Demi Allah, mereka tidak akan terbebas dan selamat dari perbuatan dosa melainkan dengan ampunan-Nya. Semoga rahmat dan ridha Allah meliputi mereka.”
Pada satu saat, Usman bin Affan bercerita, ''Suatu saat di tengah hari, aku melihat Zaid bin Tsabit keluar dari istana Marwan. Dalam hati, saya bertanya-tanya, ada apakah ia gerangan pada saat seperti ini? Aku yakin, pasti ada sesuatu yang penting ia bawa.'' Usman mendekati Zaid dan langsung bertanya, ''Ada apa gerangan wahai Zaid?''
Zaid menjawab, ''Aku membawa sesuatu yang aku dengar langsung dari Nabi SAW.'' Usman bertanya lagi, ''Apa yang Nabi SAW sabdakan kepadamu?'' Zaid menjawab,
''Rasulullah SAW bersabda, 'Siapa yang menjadikan dunia sebagai ujung akhir ambisinya, Allah akan pisahkan ia dengan yang diinginkannya (dunia), lalu Allah akan menjadikan kefakiran membayang di pelupuk kedua matanya. Padahal Allah sudah pasti akan memberikan dunia kepada setiap manusia sesuai dengan yang telah Ia tetapkan.

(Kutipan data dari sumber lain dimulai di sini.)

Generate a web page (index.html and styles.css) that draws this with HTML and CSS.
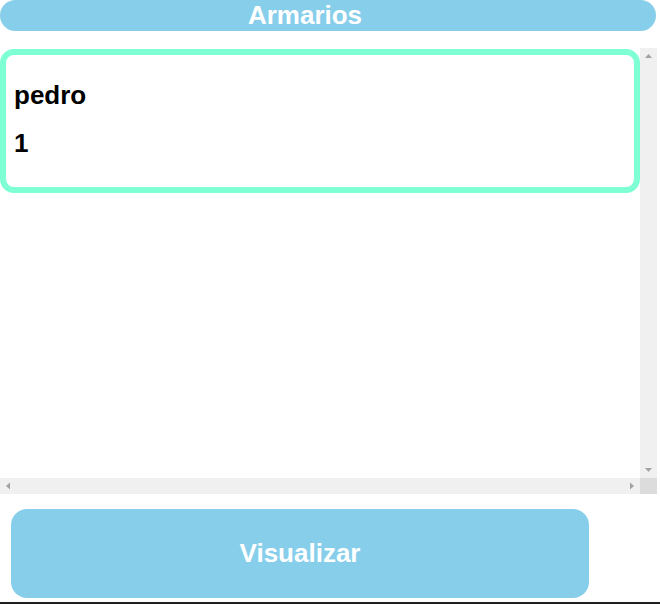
FILE: index.html
```html
<!DOCTYPE html>
<html lang="es">
<head>
<meta charset="utf-8">
<title>Armarios</title>
<link rel="stylesheet" href="styles.css">
</head>
<body>
<div class="page">
  <h1 class="title">Armarios</h1>
  <div class="list">
    <div class="viewport">
      <div class="card">
        <h2 class="line">pedro</h2>
        <h2 class="line">1</h2>
      </div>
    </div>
    <div class="vbar">
      <svg class="arrow" width="17" height="17" viewBox="0 0 17 17"><path d="M5 10 L12 10 L8.5 6 Z" fill="#a3a3a3"/></svg>
      <svg class="arrow" width="17" height="17" viewBox="0 0 17 17"><path d="M5 7 L12 7 L8.5 11 Z" fill="#a3a3a3"/></svg>
    </div>
    <div class="hbar">
      <svg class="arrow" width="17" height="16" viewBox="0 0 17 16"><path d="M10 4.5 L10 11.5 L6 8 Z" fill="#a3a3a3"/></svg>
      <svg class="arrow" width="17" height="16" viewBox="0 0 17 16"><path d="M7 4.5 L7 11.5 L11 8 Z" fill="#a3a3a3"/></svg>
    </div>
    <div class="corner"></div>
  </div>
  <div class="actions">
    <button class="btn">Visualizar</button>
  </div>
  <div class="strip"></div>
</div>
</body>
</html>
```
FILE: styles.css
```css
html, body {
  margin: 0;
  padding: 0;
  background: #ffffff;
  font-family: "Liberation Sans", Arial, sans-serif;
}
.page {
  width: 660px;
  height: 604px;
  display: flex;
  flex-direction: column;
  overflow: hidden;
}
.title {
  margin: 0;
  width: 656px;
  height: 31px;
  box-sizing: border-box;
  background: #87ceeb;
  border-radius: 16px;
  color: #ffffff;
  font-size: 26px;
  font-weight: bold;
  line-height: 31px;
  text-align: center;
  padding-right: 46px;
}
.list {
  margin-top: 17px;
  width: 657px;
  height: 446px;
  display: grid;
  grid-template-columns: 640px 17px;
  grid-template-rows: 430px 16px;
}
.viewport {
  overflow: hidden;
  padding-top: 1px;
}
.card {
  width: 640px;
  box-sizing: border-box;
  border: 6px solid #7fffd4;
  border-radius: 14px;
  padding: 25px 8px 29px 8px;
  display: flex;
  flex-direction: column;
  gap: 18px;
}
.line {
  font-size: 26px;
  font-weight: bold;
  color: #000000;
  margin: 0;
  line-height: 30px;
}
.vbar {
  background: #f0f0f0;
  display: flex;
  flex-direction: column;
  justify-content: space-between;
}
.hbar {
  background: #f0f0f0;
  display: flex;
  justify-content: space-between;
}
.arrow {
  display: block;
  flex: none;
}
.corner {
  background: #dcdcdc;
}
.actions {
  padding: 15px 0 0 11px;
}
.btn {
  display: block;
  width: 578px;
  height: 89px;
  border: none;
  border-radius: 16px;
  background: #87ceeb;
  color: #ffffff;
  font-family: "Liberation Sans", Arial, sans-serif;
  font-size: 26px;
  font-weight: bold;
  padding: 0;
}
.strip {
  margin-top: 4px;
  height: 3px;
  background: #1e1e1e;
}
```
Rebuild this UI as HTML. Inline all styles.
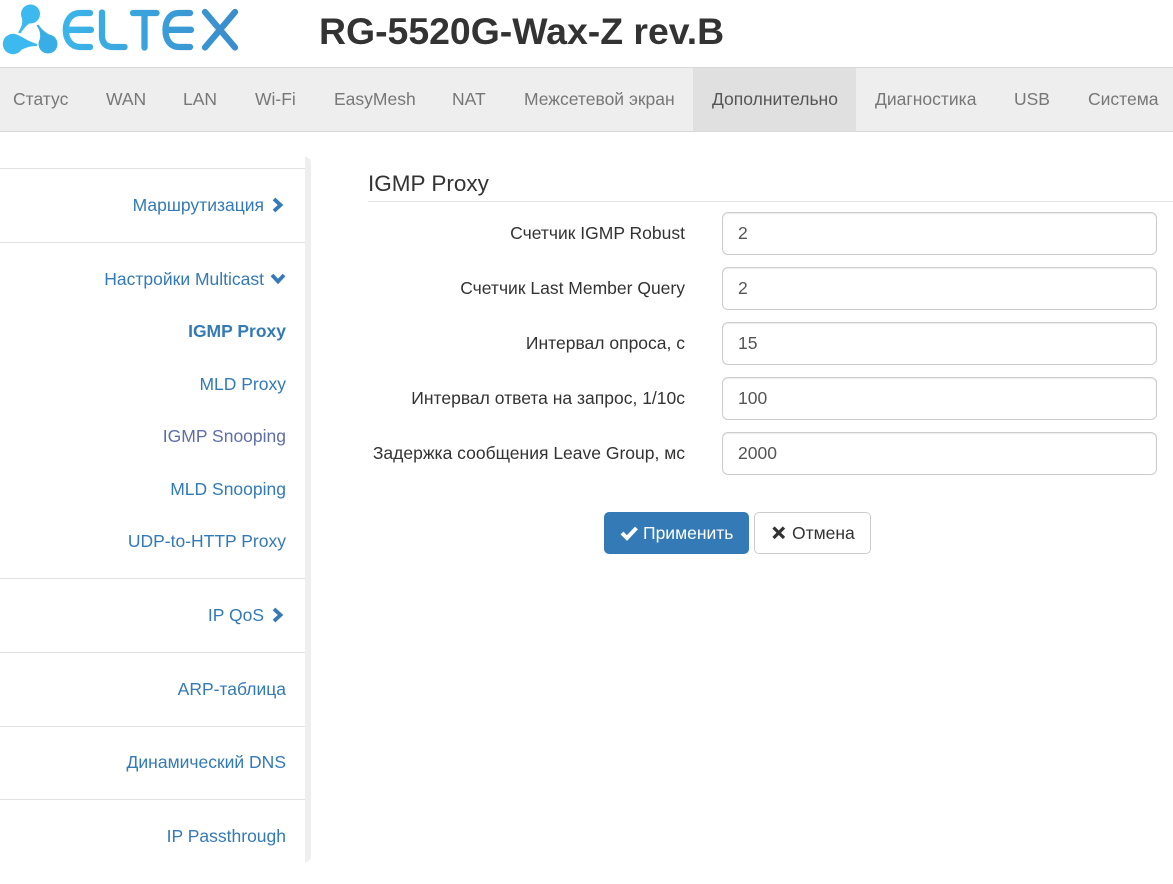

Tapi siapa yang menjadikan akhirat sebagai ujung akhir ambisinya, maka Allah akan mengumpulkan dan mencukupi segala kebutuhannya di dunia. Lebih dari itu, Allah akan membuat hatinya menjadi kaya.
Dunia akan selalu mendatanginya, meskipun ia enggan untuk menerimanya'.
(HR Ibnu Majah dari Usman bin Affan).